Los Piratas de la Isla tomaron La Habana y con el territorio en su poder, rodearon la legendaria lomita del Latino e hicieron piña en una rueda con las manos entrelazadas y giraron con caras de triunfo y vitorearon y saltaron y se viraron hacia su público que cruzó en catamarán el Mar Caribe y le agradecieron el apoyo en todo momento.

Mientras, en el dugout de enfrente, Vargas se mantuvo en su pequeña silla mirando absorto la celebración pinera. Su rostro era el de siempre, esa cara compungida (ya uno no sabe si es una pose) quizás ahora si justificada por la eliminación. Debe haber caído en uno de esos impasses emocionales en los que la sien se disuelve y vas a caer a un vacío, donde solo te encuentras tú, acompañado de deslices, de tropiezos y terminas sacudiéndote la testa de una vez para enterrar la pesadumbre.

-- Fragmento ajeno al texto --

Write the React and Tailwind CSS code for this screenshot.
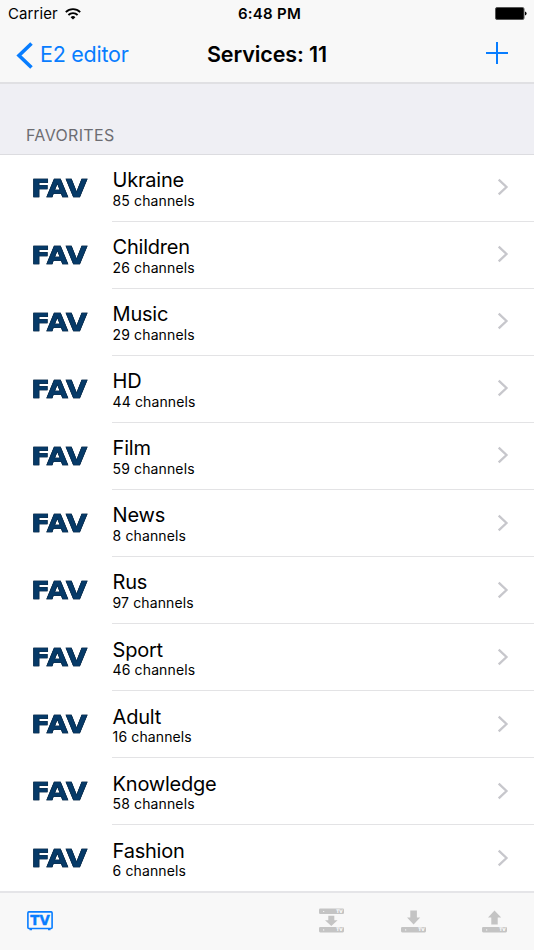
const channels = [
  ['Ukraine', 85],
  ['Children', 26],
  ['Music', 29],
  ['HD', 44],
  ['Film', 59],
  ['News', 8],
  ['Rus', 97],
  ['Sport', 46],
  ['Adult', 16],
  ['Knowledge', 58],
  ['Fashion', 6],
];

function WifiIcon() {
  return (
    <svg width="16" height="12" viewBox="0 0 16 12" fill="none" stroke="#000" strokeWidth="1.8">
      <path d="M.8 4.1a10.2 10.2 0 0 1 14.4 0" />
      <path d="M3.4 7a6.5 6.5 0 0 1 9.2 0" />
      <path d="M8 11.6 5.6 9.2a3.4 3.4 0 0 1 4.8 0z" fill="#000" stroke="none" />
    </svg>
  );
}

function BatteryIcon() {
  return (
    <svg width="32" height="13" viewBox="0 0 32 13">
      <rect x=".5" y=".5" width="28.5" height="12" rx="1.5" fill="#000" stroke="#555" />
      <path d="M30 4.4q1.6.6 1.6 2.1T30 8.6z" fill="#000" />
    </svg>
  );
}

function FavLogo() {
  return (
    <svg className="block overflow-visible" width="58" height="32" viewBox="0 0 58 32" fontFamily="'DejaVu Sans', sans-serif" fontWeight="700" fontSize="24.4">
      <text
        className="[filter:drop-shadow(0.2px_0.5px_0_#071a2c)]"
        x="-0.8"
        y="23.6"
        textLength="56"
        lengthAdjust="spacingAndGlyphs"
        fill="#063a68"
        stroke="#0a3358"
        strokeWidth="0.7"
      >
        FAV
      </text>
    </svg>
  );
}

function TvIcon() {
  return (
    <svg width="26" height="20" viewBox="0 0 26 20">
      <rect x=".9" y=".9" width="24.2" height="16.6" rx="1" fill="none" stroke="#087dff" strokeWidth="1.6" />
      <path d="M2.5 18h2.5v1.2H2.5zM21 18h2.5v1.2H21z" fill="#087dff" />
      <text x="3.3" y="13.8" textLength="19.4" lengthAdjust="spacingAndGlyphs" fontFamily="'DejaVu Sans', sans-serif" fontWeight="700" fontSize="13.4" fill="#087dff" stroke="#087dff" strokeWidth="0.4">TV</text>
    </svg>
  );
}

function Receiver({ y }) {
  return (
    <g>
      <rect x="0" y={y} width="25" height="5.4" rx="1.3" fill="#c4c4c4" />
      <circle cx="4.7" cy={y + 2.9} r=".6" fill="#fff" />
      <text x="17.2" y={y + 4.4} textLength="6.4" lengthAdjust="spacingAndGlyphs" fontFamily="'DejaVu Sans', sans-serif" fontWeight="700" fontSize="4.8" fill="#fff">TV</text>
    </g>
  );
}

function TransferIcon({ kind }) {
  return (
    <svg width="26" height="26" viewBox="0 0 26 26">
      {kind === 'both' && <Receiver y={0.6} />}
      {kind === 'both' && <path d="M9.3 7.8h6v4.4h3.3l-6.3 5.8L6 12.2h3.3z" fill="#c4c4c4" />}
      {kind === 'down' && <path d="M9.3 2.4h6.6v7h3.3l-6.6 7.2-6.6-7.2h3.3z" fill="#c4c4c4" />}
      {kind === 'up' && <path d="M9.3 16.6h6.4v-7h3.5l-6.7-7.2L6 9.6h3.3z" fill="#c4c4c4" />}
      <Receiver y={19} />
    </svg>
  );
}

function Row({ name, count, last }) {
  return (
    <li className="flex h-[67.06px] shrink-0 pl-8">
      <div className="w-20 shrink-0 pt-[18px]">
        <FavLogo />
      </div>
      <div className={'flex flex-1 justify-between border-b ' + (last ? 'border-transparent' : 'border-[#e3e3e5]')}>
        <div className="pt-[13.2px] pl-[0.6px]">
          <div className="text-[20px] leading-[25px] tracking-[-0.23px]">{name}</div>
          <div className="-mt-[0.5px] text-[14px] leading-[16px] tracking-[0.12px]">{count} channels</div>
        </div>
        <svg className="mt-[23.3px] mr-[25px]" width="12" height="18" viewBox="0 0 12 18" fill="none" stroke="#c7c7cc" strokeWidth="2.3">
          <path d="m1.7 1.6 7.8 7.4-7.8 7.4" />
        </svg>
      </div>
    </li>
  );
}

export default function App() {
  return (
    <div className="flex h-[950px] w-[534px] flex-col overflow-hidden bg-white font-['Inter',sans-serif] text-black">
      <header className="h-[84px] shrink-0 border-b-2 border-[#e0e0e3] bg-[#f8f8f8]">
        <div className="grid h-7 grid-cols-3 items-center">
          <div className="flex items-center gap-[7px] pl-2 text-[15px] leading-5">
            <span className="tracking-[0.08px]">Carrier</span>
            <WifiIcon />
          </div>
          <div className="pl-[5px] text-center text-[15px] font-semibold leading-5 tracking-[0.25px]">6:48 PM</div>
          <div className="flex justify-end pr-[7px] pb-px">
            <BatteryIcon />
          </div>
        </div>
        <div className="grid h-[54px] grid-cols-3 items-center">
          <div className="flex items-center gap-[7px] pl-4 text-[#087dff]">
            <svg width="17" height="27" viewBox="0 0 17 27" fill="none" stroke="currentColor" strokeWidth="3.6">
              <path d="M15.5 1.5 3 13.5l12.5 12" />
            </svg>
            <span className="whitespace-nowrap pb-0.5 text-[21.5px] leading-[26px] tracking-[-0.25px]">E2 editor</span>
          </div>
          <h1 className="whitespace-nowrap pb-0.5 text-center text-[21.5px] font-semibold leading-[26px] tracking-[-0.1px]">Services: 11</h1>
          <div className="flex justify-end pr-[26px] pb-1">
            <svg width="22" height="22" viewBox="0 0 22 22" stroke="#087dff" strokeWidth="2">
              <path d="M11 0v22M0 11h22" />
            </svg>
          </div>
        </div>
      </header>
      <main className="flex h-[807px] shrink-0 flex-col overflow-hidden">
        <h2 className="h-[71px] shrink-0 border-b border-[#dcdce0] bg-[#efeff4] pt-10 pl-[26px] text-[16px] leading-[22px] tracking-[0.35px] text-[#6d6d72]">FAVORITES</h2>
        <ul className="flex flex-col">
          {channels.map(([name, count], i) => (
            <Row key={name} name={name} count={count} last={i === channels.length - 1} />
          ))}
        </ul>
      </main>
      <footer className="flex h-[59px] shrink-0 items-start border-t-2 border-[#e5e5e8] bg-[#f8f8f8] pl-[27px]">
        <div className="mt-[18px] mr-[266px]"><TvIcon /></div>
        <div className="mt-[15px] flex gap-[55.5px]">
          <TransferIcon kind="both" />
          <TransferIcon kind="down" />
          <TransferIcon kind="up" />
        </div>
      </footer>
    </div>
  );
}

En ese instante, puede que se haya arrepentido de evadir a cualquier costo el toque de bola y jugársela siempre al batazo, que se haya percatado de sus empecinamientos en la elección de los refuerzos, amén de que las estadísticas le anticiparan que esos nombres andaban con malos números y que necesitaba pitchers en detrimento de jugadores de posición, o en ciertos días haber forzado la inclusión de su hijo (un niño de tan solo 15 años) en una nómina de hombres.

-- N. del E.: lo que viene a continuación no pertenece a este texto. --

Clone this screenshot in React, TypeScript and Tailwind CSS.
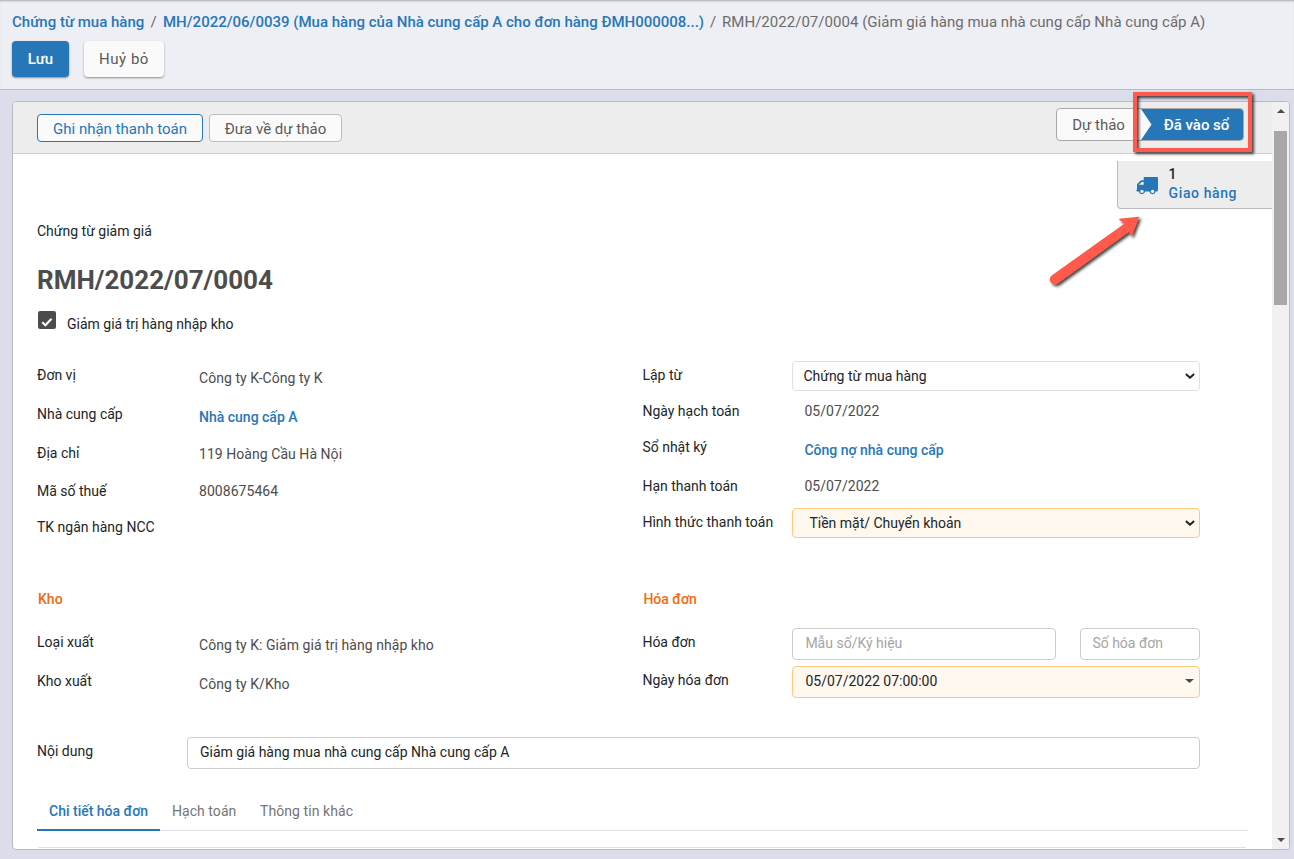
import type { ReactNode } from 'react';

function Field({ label, className, children }: { label: string; className: string; children?: ReactNode }) {
  return (
    <div className={`flex items-start ${className}`}>
      <div className="w-[150px] shrink-0 whitespace-nowrap pt-1 text-[#212529]">{label}</div>
      <div className="flex min-w-0 flex-1">{children}</div>
    </div>
  );
}

function Value({ className = 'pt-1', children }: { className?: string; children: ReactNode }) {
  return <span className={`whitespace-nowrap pl-3 tracking-[0.05px] text-[#4c4c4c] ${className}`}>{children}</span>;
}

function Link({ className = 'pt-[7px]', children }: { className?: string; children: ReactNode }) {
  return <a className={`whitespace-nowrap pl-3 font-medium text-[#2777b8] ${className}`}>{children}</a>;
}

function Chevron() {
  return (
    <svg width="10" height="6" viewBox="0 0 10 6" fill="none" stroke="#222" strokeWidth="2">
      <path d="M0.9 0.9 L5 4.7 L9.1 0.9" />
    </svg>
  );
}

function Caret({ className }: { className: string }) {
  return (
    <svg className={className} viewBox="0 0 8 4" preserveAspectRatio="none" fill="#4c4c4c">
      <path d="M0 0h8L4 4z" />
    </svg>
  );
}

export default function App() {
  return (
    <div className="flex h-[859px] w-[1294px] flex-col overflow-hidden bg-[#dcddeb] font-['Roboto',sans-serif] text-[14px] leading-5 text-[#212529]">
      <header className="h-[90px] shrink-0 border-b border-[#b9b9c6] bg-[#eeeff5] shadow-[inset_0_2px_2px_-1px_#a8a8b0]">
        <nav className="flex h-[41px] items-start whitespace-nowrap pl-3 pt-3 text-[15px] text-[#6c6c6c]">
          <a className="w-[132px] font-medium text-[#2777b8]">Chứng từ mua hàng</a>
          <span className="w-[19px] text-center">/</span>
          <a className="w-[541px] font-medium text-[#2777b8]">
            MH/2022/06/0039 (Mua hàng của Nhà cung cấp A cho đơn hàng ĐMH000008...)
          </a>
          <span className="w-[18px] text-center">/</span>
          <span className="tracking-[0.03px]">RMH/2022/07/0004 (Giảm giá hàng mua nhà cung cấp Nhà cung cấp A)</span>
        </nav>
        <div className="flex gap-[15px] pl-3 text-[15px]">
          <button className="h-9 w-[57px] rounded bg-[#2777b8] font-medium text-white shadow-[0_1px_2px_rgba(0,0,0,.4)]">Lưu</button>
          <button className="h-9 w-20 rounded bg-[#fafafa] tracking-[0.5px] text-[#5a5a5a] shadow-[0_1px_2px_rgba(0,0,0,.4)]">Huỷ bỏ</button>
        </div>
      </header>

      <main className="ml-3 mt-[11px] flex h-[749px] w-[1278px] shrink-0 overflow-hidden rounded border border-[#b9b9c0] bg-white">
        <div className="flex min-w-0 flex-1 flex-col">
          <div className="flex h-[52px] shrink-0 items-start border-b border-[#cfcfd4] bg-[#ededed] pl-6">
            <button className="mt-3 h-7 w-[166px] rounded border border-[#2777b8] bg-[#fafafa] pt-0.5 text-[15px] text-[#2777b8]">
              Ghi nhận thanh toán
            </button>
            <button className="ml-1.5 mt-3 h-7 w-[133px] rounded border border-[#bcbcbc] bg-[#fafafa] pt-0.5 text-[15px] text-[#5a5a5a]">
              Đưa về dự thảo
            </button>
            <div className="ml-auto mr-7 mt-1.5 flex h-[33px] w-[188px] overflow-hidden rounded border border-[#aaa] bg-[#fafafa] text-[15px]">
              <div className="w-[84px] pr-px pt-1.5 text-center text-[#5a5a5a]">Dự thảo</div>
              <div className="flex flex-1 bg-[#2777b8]">
                <svg width="11" height="31" viewBox="0 0 11 31">
                  <path d="M0 0L10.5 15.5L0 31z" fill="#fafafa" />
                </svg>
                <div className="flex-1 pr-0.5 pt-1.5 text-center font-medium text-white">Đã vào sổ</div>
              </div>
            </div>
          </div>

          <div className="mt-[7px] flex h-12 w-[155px] shrink-0 self-end rounded-bl border-b border-l border-[#bcbcbc] bg-[#ededed]">
            <svg className="ml-[18px] mt-4" width="22" height="18" viewBox="0 0 22 18" fill="#2777b8">
              <path d="M8.5 0H21.2a.8.8 0 0 1 .8.8V12.9a1.6 1.6 0 0 1-1.6 1.6h-.7a3.2 3.2 0 0 1-6.3 0H9.1a3.2 3.2 0 0 1-6.3 0H1.4a1 1 0 0 1-1-1c0-.5.6-.7.6-1.2V8.2c0-.6.2-1.1.6-1.6L4.2 3.9c.4-.5 1-.7 1.6-.7h1.9V.8c0-.5.3-.8.8-.8z" />
              <path d="M3 7.8h4.7V4.9H5.8L3 7.5z" fill="#ededed" />
              <circle cx="6" cy="14.4" r="1.7" fill="#ededed" />
              <circle cx="16.6" cy="14.4" r="1.7" fill="#ededed" />
            </svg>
            <div className="ml-[10.6px] mt-1 flex flex-col font-medium leading-[19px]">
              <span>1</span>
              <span className="whitespace-nowrap tracking-[0.6px] text-[#2777b8]">Giao hàng</span>
            </div>
          </div>

          <div className="flex flex-col pl-6">
            <div className="mt-3">Chứng từ giảm giá</div>
            <h1 className="mt-[21px] text-[26px] font-bold leading-9 text-[#4c4c4c]">RMH/2022/07/0004</h1>
            <div className="mt-3 flex h-6">
              <svg className="ml-px mt-px" width="18" height="18" viewBox="0 0 18 18">
                <rect width="18" height="18" rx="2" fill="#4c4c4c" />
                <path d="M4.3 11.3L7.4 14.2L13.5 7.7" fill="none" stroke="#fff" strokeWidth="2.2" />
              </svg>
              <span className="ml-[11px] mt-1">Giảm giá trị hàng nhập kho</span>
            </div>

            <div className="mt-[27px] flex h-[228px]">
              <div className="w-[605.4px]">
                <Field label="Đơn vị" className="h-[39px]"><Value className="pt-[7px]">Công ty K-Công ty K</Value></Field>
                <Field label="Nhà cung cấp" className="h-[39px]"><Link>Nhà cung cấp A</Link></Field>
                <Field label="Địa chỉ" className="h-[38px]"><Value className="pt-[5px]">119 Hoàng Cầu Hà Nội</Value></Field>
                <Field label="Mã số thuế" className="h-9"><Value>8008675464</Value></Field>
                <Field label="TK ngân hàng NCC" className="h-9" />
              </div>
              <div className="w-[557.6px]">
                <Field label="Lập từ" className="h-9">
                  <div className="flex h-[30px] flex-1 items-center justify-between rounded border border-[#dee0e2] pl-2.5 pr-1">
                    <span>Chứng từ mua hàng</span>
                    <Chevron />
                  </div>
                </Field>
                <Field label="Ngày hạch toán" className="h-9"><Value>05/07/2022</Value></Field>
                <Field label="Sổ nhật ký" className="h-[39px]"><Link>Công nợ nhà cung cấp</Link></Field>
                <Field label="Hạn thanh toán" className="h-9"><Value>05/07/2022</Value></Field>
                <Field label="Hình thức thanh toán" className="h-[30px]">
                  <div className="flex h-[30px] flex-1 items-center justify-between rounded border border-[#fdc97c] bg-[#fff8ef] pl-4 pr-1">
                    <span>Tiền mặt/ Chuyển khoản</span>
                    <Chevron />
                  </div>
                </Field>
              </div>
            </div>

            <div className="flex h-[39px] font-medium text-[#f26a0f]">
              <div className="w-[605.4px] pl-px">Kho</div>
              <div className="pl-px">Hóa đơn</div>
            </div>
            <div className="flex h-[109px]">
              <div className="w-[605.4px]">
                <Field label="Loại xuất" className="h-[39px]"><Value className="pt-[7px]">Công ty K: Giảm giá trị hàng nhập kho</Value></Field>
                <Field label="Kho xuất" className="h-[39px]"><Value className="pt-[7px]">Công ty K/Kho</Value></Field>
              </div>
              <div className="w-[557.6px]">
                <Field label="Hóa đơn" className="h-[38px]">
                  <div className="h-8 w-[264px] rounded border border-[#ccc] pl-3 pt-1 text-[#a5a5a5]">Mẫu số/Ký hiệu</div>
                  <div className="ml-6 h-8 flex-1 rounded border border-[#ccc] pl-[11px] pt-1 text-[#a5a5a5]">Số hóa đơn</div>
                </Field>
                <Field label="Ngày hóa đơn" className="h-8">
                  <div className="flex h-8 flex-1 justify-between rounded border border-[#fdc97c] bg-[#fff8ef] pl-3 pr-[5px] pt-1">
                    <span>05/07/2022 07:00:00</span>
                    <Caret className="mt-2 h-1 w-[9px]" />
                  </div>
                </Field>
              </div>
            </div>
            <Field label="Nội dung" className="h-[58px] w-[1163px]">
              <div className="h-8 flex-1 rounded border border-[#ccc] pl-3 pt-1">Giảm giá hàng mua nhà cung cấp Nhà cung cấp A</div>
            </Field>
            <div className="flex h-9 w-[1211px] border-b border-[#dee2e6] text-[#757575]">
              <div className="h-9 w-[123px] border-b-2 border-[#2777b8] pl-3 pt-1.5 font-medium text-[#2777b8]">Chi tiết hóa đơn</div>
              <div className="w-[88px] pl-3 pt-1.5 tracking-[0.05px]">Hạch toán</div>
              <div className="pl-3 pt-1.5 tracking-[0.08px]">Thông tin khác</div>
            </div>
            <div className="ml-px mt-4 h-px w-[1208px] bg-[#dee2e6]" />
          </div>
        </div>

        <div className="flex w-[17px] shrink-0 flex-col items-center bg-[#f1f1f1]">
          <Caret className="mt-[7px] h-1 w-2 rotate-180" />
          <div className="mt-[18px] h-[174px] w-[13px] bg-[#a8a8a8]" />
          <Caret className="mb-[7px] mt-auto h-1 w-2" />
        </div>
      </main>

      <svg className="pointer-events-none absolute left-[1040px] top-[85px]" width="254" height="215" viewBox="1040 85 254 215">
        <defs>
          <filter id="drop" x="-20%" y="-20%" width="150%" height="150%">
            <feDropShadow dx="2" dy="2" stdDeviation="1.4" floodColor="#000" floodOpacity="0.75" />
          </filter>
        </defs>
        <g filter="url(#drop)">
          <rect x="1135" y="94" width="115" height="56" fill="none" stroke="#ff5a4c" strokeWidth="4" />
          <path d="M1051.7 275.4L1124.3 223.8L1119 219.6Q1119 218.6 1121 218.6L1139.3 216.8L1132 235.6Q1131 236.5 1130.4 235L1129.5 231.6L1058 283.3A4.9 4.9 0 0 1 1051.7 275.4z" fill="#ff5a4c" />
        </g>
      </svg>
    </div>
  );
}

Que un lineup no se puede cambiar como uno se cambia de calzoncillos, que en un equipo de pelota tienen que estar bien definidos los jugadores titulares y los suplentes (en este plantel, con excepción de Malleta, Rudy y Yulieski, el resto de los jugadores eran cambiables), que un juego de béisbol es bien joven todavía en el quinto capítulo para tirarlo por la borda y comenzar a darle oportunidad a los que nunca juegan a esa altura del desafío.

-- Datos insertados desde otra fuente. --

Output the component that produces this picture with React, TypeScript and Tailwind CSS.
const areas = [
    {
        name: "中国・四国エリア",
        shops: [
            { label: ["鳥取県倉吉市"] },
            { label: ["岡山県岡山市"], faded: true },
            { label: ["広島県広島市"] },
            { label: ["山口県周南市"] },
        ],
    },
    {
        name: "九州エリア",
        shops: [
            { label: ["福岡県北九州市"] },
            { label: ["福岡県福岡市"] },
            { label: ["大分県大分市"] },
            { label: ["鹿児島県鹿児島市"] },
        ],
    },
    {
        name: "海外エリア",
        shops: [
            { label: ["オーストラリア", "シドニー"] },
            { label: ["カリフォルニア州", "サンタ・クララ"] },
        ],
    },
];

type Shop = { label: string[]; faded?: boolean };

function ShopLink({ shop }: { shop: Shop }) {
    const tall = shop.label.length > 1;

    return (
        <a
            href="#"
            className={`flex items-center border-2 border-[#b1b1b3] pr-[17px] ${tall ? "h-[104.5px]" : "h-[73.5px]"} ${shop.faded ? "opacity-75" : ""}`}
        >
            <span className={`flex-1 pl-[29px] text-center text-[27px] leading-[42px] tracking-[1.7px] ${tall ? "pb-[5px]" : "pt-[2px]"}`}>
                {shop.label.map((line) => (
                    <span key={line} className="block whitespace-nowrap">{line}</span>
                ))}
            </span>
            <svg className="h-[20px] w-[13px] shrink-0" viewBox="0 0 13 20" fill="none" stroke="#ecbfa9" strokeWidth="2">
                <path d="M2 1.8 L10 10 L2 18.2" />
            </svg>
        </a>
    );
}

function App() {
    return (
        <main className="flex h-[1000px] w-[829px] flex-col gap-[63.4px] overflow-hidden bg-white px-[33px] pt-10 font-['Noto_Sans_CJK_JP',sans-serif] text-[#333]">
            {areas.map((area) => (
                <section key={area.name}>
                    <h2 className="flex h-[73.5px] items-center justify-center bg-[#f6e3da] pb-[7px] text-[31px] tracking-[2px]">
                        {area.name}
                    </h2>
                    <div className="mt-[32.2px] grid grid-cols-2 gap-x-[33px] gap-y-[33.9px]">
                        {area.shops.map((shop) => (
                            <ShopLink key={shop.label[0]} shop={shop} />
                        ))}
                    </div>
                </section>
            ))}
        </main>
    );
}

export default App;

Son tres años de argumentos claros, explícitos, que siguen  sin zanjarse, un ciclo completo y la maquinaria azul no acaba de carburar. Ni con la inyección de los Gourriel, ni con Entenza, ni con Alexander Rodríguez, han logrado volver a los planos estelares. “Van a morir diagnosticados”, dice la gente.

Esta versión de Industriales vive del contrario, de sus imprecisiones, robando las minucias que dejan en el camino. La imagen es Carlos Tabares, que tuvo que salir del banco y estirar sus músculos y correr como en sus tiempos mozos tras conectar una rolata inofensiva por el shortstop para deslizarse en la inicial y traer la supuesta anotación del gane que unos minutos después quedaría en el olvido.

El Tabares polvoriento es este Industriales, una escuadra maquinal que juega al instinto porque no tiene eje de conducción.

Los que lo duden, los invito a que vuelvan a ese último innings. La Isla ganaba por una carrera y el fugaz Héctor Mendoza fue traído desde el bullpen para garantizar el cierre. Malleta lo recibió con cañonazo al derecho. Nunca se pensó en adelantar al corredor cuando se estaba a solo tres outs de culminar la historia. Ni Rudy fue mandado a sacrificarse ni Malleta fue sustituido por un corredor en la inicial. Rudy falló, lo mismo que Torriente que empuñó detrás.

La responsabilidad quedó en las muñecas de Yulieski en rol de emergente. Un día antes en situación parecida había bateado para doble play. Había vuelto ese flashback perenne que le recuerda a Gourriel su álbum de postales en momentos oportunos donde la sangre se le congela, el rostro se le tuerce y su swing liso se desorbita. Página nueva, nueva postal: fly a tercera, a manos de Michel Enríquez. Ironías del béisbol.